SuSpect. The french SUSY-GDR (Groupement De Recherche) tools group decided to build their own tool to solve the discrepancies between Spythia and IsaSUSY. This code is solving numerically the set of beta functions (2-loop for the gauge, and 1-loop for the other), including thresholds (smoothed theta function, in spite of the minimal substraction scheme), using 4th order Runge-Kutta algorithm with step doubling for controlling accuracy. Unification is approximately realised with semi-analytical formula (1-loop, no threshold).
MUSE.(tools group).This code is solving numerically the set of beta functions (up to 3-loop for the gauge, 2-loop for the Yukawa and some of the soft breaking terms), including thresholds (sharp theta function), using Predictor-Corrector algorithm with very high accuracy (10^-13 relative uncertainty).

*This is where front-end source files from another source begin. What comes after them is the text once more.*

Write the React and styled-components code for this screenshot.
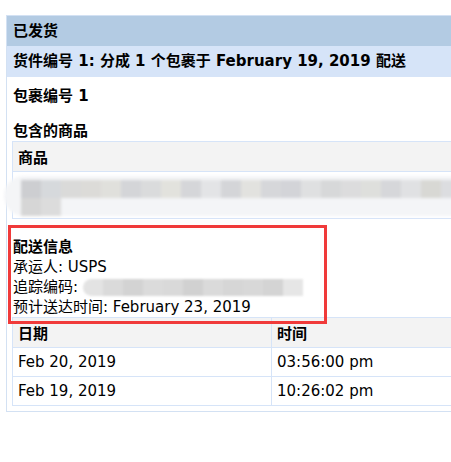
import React from 'react'
import styled, {createGlobalStyle} from 'styled-components'

const GlobalStyle = createGlobalStyle`
    html, body {
        margin: 0;
        padding: 0;
        background: #fff;
        overflow: hidden;
    }
    body {
        font-family: "DejaVu Sans", "Noto Sans CJK SC", sans-serif;
        font-size: 15px;
        color: #000;
    }
`

const itemMosaic = ['#cdced1', '#d6d9dc', '#dadad9', '#dcdbd8', '#e0e0dc', '#d4d5d8', '#dadbdc', '#e2e2dd', '#d5d6d9', '#e3e4e6', '#d4d5d8', '#e2e2df', '#d6d7da', '#d3d4d8', '#dfe0e1', '#d7d8d9', '#dcdcdd', '#dedfdc', '#d6d7da', '#e0e1e3', '#d8d8d4', '#dcdde0']
const trackMosaic = ['#e3e3e3', '#dadada', '#d3d3d3', '#dbdbdb', '#d9d9d9', '#d1d1d1', '#dadada', '#d6d6d6', '#d8d8d8', '#d4d4d4', '#e6e6e6']

const trackingRows = [
    {date: 'Feb 20, 2019', time: '03:56:00 pm'},
    {date: 'Feb 19, 2019', time: '10:26:02 pm'},
]

const App = () => {
    return (
        <>
            <GlobalStyle />
            <Panel>
                <TitleBar>已发货</TitleBar>
                <SubBar>货件编号 1: 分成 1 个包裹于 February 19, 2019 配送</SubBar>
                <Body>
                    <PackageTitle>包裹编号 1</PackageTitle>
                    <SectionTitle>包含的商品</SectionTitle>
                    <Table>
                        <thead>
                            <tr><HeadCell>商品</HeadCell></tr>
                        </thead>
                        <tbody>
                            <tr>
                                <ItemCell>
                                    <Smudge>
                                        <MosaicRow>
                                            {itemMosaic.map((c, i) => <Cell key={i} style={{background: c}} />)}
                                        </MosaicRow>
                                        <MosaicRow>
                                            <Cell style={{background: '#d6d6d6'}} />
                                            <Cell style={{background: '#dcdcdc'}} />
                                        </MosaicRow>
                                    </Smudge>
                                </ItemCell>
                            </tr>
                        </tbody>
                    </Table>

                    <ShippingInfo>
                        <Highlight />
                        <InfoHeading>配送信息</InfoHeading>
                        <InfoLine>承运人: USPS</InfoLine>
                        <InfoLine>
                            追踪编码:
                            <TrackBlur>
                                {trackMosaic.map((c, i) => <TrackCell key={i} style={{background: c}} />)}
                            </TrackBlur>
                        </InfoLine>
                        <InfoLine>预计送达时间: February 23, 2019</InfoLine>
                    </ShippingInfo>

                    <Table>
                        <thead>
                            <tr>
                                <HeadCell $width={259}>日期</HeadCell>
                                <HeadCell>时间</HeadCell>
                            </tr>
                        </thead>
                        <tbody>
                            {trackingRows.map(r => (
                                <tr key={r.time}>
                                    <DataCell>{r.date}</DataCell>
                                    <DataCell>{r.time}</DataCell>
                                </tr>
                            ))}
                        </tbody>
                    </Table>
                </Body>
            </Panel>
        </>
    )
}

const Panel = styled.div`
    margin: 15px 0 0 6px;
    width: 520px;
    border: 1px solid #d3e1f3;
`

const TitleBar = styled.div`
    height: 30px;
    line-height: 30px;
    padding-left: 6px;
    background: #b3cbe3;
    font-weight: bold;
`

const SubBar = styled.div`
    height: 31px;
    line-height: 31px;
    padding-left: 6px;
    background: #d6e4f8;
    font-weight: bold;
    white-space: nowrap;
`

const Body = styled.div`
    padding: 0 0 5px 5px;
`

const PackageTitle = styled.div`
    margin-top: 9px;
    padding-left: 1px;
    line-height: 20px;
    font-weight: bold;
`

const SectionTitle = styled.div`
    margin-top: 15px;
    padding-left: 1px;
    line-height: 20px;
    font-weight: bold;
`

const Table = styled.table`
    width: 510px;
    border-collapse: collapse;
    border: 1px solid #d6e4f8;
`

const HeadCell = styled.th`
    height: 30px;
    padding: 0 5px;
    text-align: left;
    font-weight: bold;
    background: #f3f3f3;
    border: 1px solid #d6e4f8;
    width: ${p => (p.$width ? `${p.$width}px` : 'auto')};
    box-sizing: border-box;
`

const DataCell = styled.td`
    height: 28px;
    padding: 0 5px;
    border: 1px solid #d6e4f8;
`

const ItemCell = styled.td`
    height: 46px;
    padding: 0;
    position: relative;
    border: 1px solid #d6e4f8;
`

const Smudge = styled.div`
    position: absolute;
    left: -9px;
    top: 4px;
    width: 470px;
    height: 40px;
    border-radius: 20px;
    background: #f4f5f7;
    filter: blur(1.5px);
    padding: 4px 0 0 17px;
    box-sizing: border-box;
`

const MosaicRow = styled.div`
    display: flex;
`

const Cell = styled.div`
    width: 20px;
    height: 18px;
    flex: none;
`

const ShippingInfo = styled.div`
    position: relative;
    margin-top: 18px;
    padding-left: 1px;
`

const Highlight = styled.div`
    position: absolute;
    left: -4px;
    top: -12px;
    width: 319px;
    height: 99px;
    border: 3px solid #f03a3a;
    box-sizing: border-box;
    pointer-events: none;
    z-index: 2;
`

const InfoHeading = styled.div`
    line-height: 20px;
    font-weight: bold;
`

const InfoLine = styled.div`
    line-height: 20px;
    display: flex;
    align-items: center;
`

const TrackBlur = styled.span`
    display: inline-flex;
    margin-left: 5px;
    height: 17px;
    border-radius: 9px 0 0 9px;
    overflow: hidden;
    filter: blur(1px);
`

const TrackCell = styled.span`
    width: 20px;
    height: 17px;
`

export default App
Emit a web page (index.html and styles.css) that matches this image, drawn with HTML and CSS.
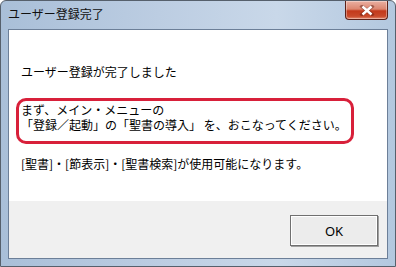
FILE: index.html
```html
<!DOCTYPE html>
<html lang="ja">
<head>
<meta charset="utf-8">
<link rel="stylesheet" href="styles.css">
</head>
<body>
<div class="window">
  <div class="titlebar">
    <span class="title">ユーザー登録完了</span>
    <div class="close"><svg width="16" height="11" viewBox="0 0 16 11"><path d="M3 1.5 L13 9.5 M13 1.5 L3 9.5" stroke="#5a1a10" stroke-width="3.6" stroke-linecap="square" opacity="0.45"/><path d="M3.5 1.5 L12.5 9.5 M12.5 1.5 L3.5 9.5" stroke="#ffffff" stroke-width="2.4"/></svg></div>
  </div>
  <div class="client">
    <div class="content">
      <p class="msg">ユーザー登録が完了しました</p>
      <div class="note">
        <p class="note-text">まず、メイン・メニューの<br>「登録／起動」の「聖書の導入」 を、おこなってください。</p>
      </div>
      <p class="msg3">[聖書]・[節表示]・[聖書検索]が使用可能になります。</p>
    </div>
    <div class="footer">
      <button class="ok">OK</button>
    </div>
  </div>
</div>
</body>
</html>
```
FILE: styles.css
```css
html, body {
  margin: 0;
  padding: 0;
  background: #ffffff;
}
.window {
  width: 396px;
  height: 267px;
  box-sizing: border-box;
  border: 1px solid #56606c;
  border-radius: 6px 6px 0 0;
  background: linear-gradient(90deg, #a9bfd8 0%, #bccde2 40%, #c9d8e9 70%, #b3c8df 100%);
  display: flex;
  flex-direction: column;
  font-family: "Noto Sans CJK JP", "Noto Sans", sans-serif;
  font-size: 12px;
  color: #000;
}
.titlebar {
  height: 28px;
  display: flex;
  align-items: flex-start;
  justify-content: space-between;
  padding-left: 7px;
  padding-right: 7px;
  flex: none;
}
.title {
  margin-top: 5px;
  line-height: 16px;
  font-size: 12px;
  color: #101010;
}
.close {
  width: 43px;
  height: 19px;
  box-sizing: border-box;
  border: 1px solid #5b2119;
  border-top: none;
  border-radius: 0 0 4px 4px;
  background: linear-gradient(180deg, #eab0a2 0%, #dc8670 45%, #c3391b 55%, #c94a2b 85%, #e68c70 100%);
  display: flex;
  align-items: center;
  justify-content: center;
  box-shadow: inset 0 0 0 1px rgba(255,255,255,0.35);
}
.client {
  flex: 1;
  margin: 0 7px 7px 7px;
  border: 1px solid #6c7f98;
  display: flex;
  flex-direction: column;
  background: #f0f0f0;
}
.content {
  background: #ffffff;
  height: 171px;
  padding: 0 0 0 12px;
  box-sizing: border-box;
}
.content p {
  margin: 0;
  line-height: 15px;
}
.msg {
  padding-top: 34px;
}
.note {
  margin-top: 19px;
  margin-left: -5px;
  width: 338px;
  height: 46px;
  box-sizing: border-box;
  border: 3px solid #d8203a;
  border-radius: 10px;
  padding: 1px 0 0 2px;
}
.msg3 {
  margin-top: 12px !important;
}
.footer {
  flex: 1;
  display: flex;
  justify-content: flex-end;
  align-items: flex-start;
  padding: 14px 9px 0 0;
}
.ok {
  width: 88px;
  height: 31px;
  box-sizing: border-box;
  border: 1px solid #707070;
  border-radius: 0;
  background: #ececec;
  box-shadow: inset 0 0 0 1px #ffffff, 1px 1px 0 #a0a0a0;
  font-family: "Noto Sans", "Liberation Sans", sans-serif;
  font-size: 13px;
  color: #000;
  padding: 0;
}
```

Unification is exactly realised through simultaneous numerical solution of the set of constraints. Accuracy of the solution is explicitely provided in the end of the run.
MUSE is designed for speed and accuracy, to be extensible to new radiative corrections, to be used as automatically as possible for scans, and as flexibly as possible when trying to compare to other evaluators. Different level of complexity can be selected through switches.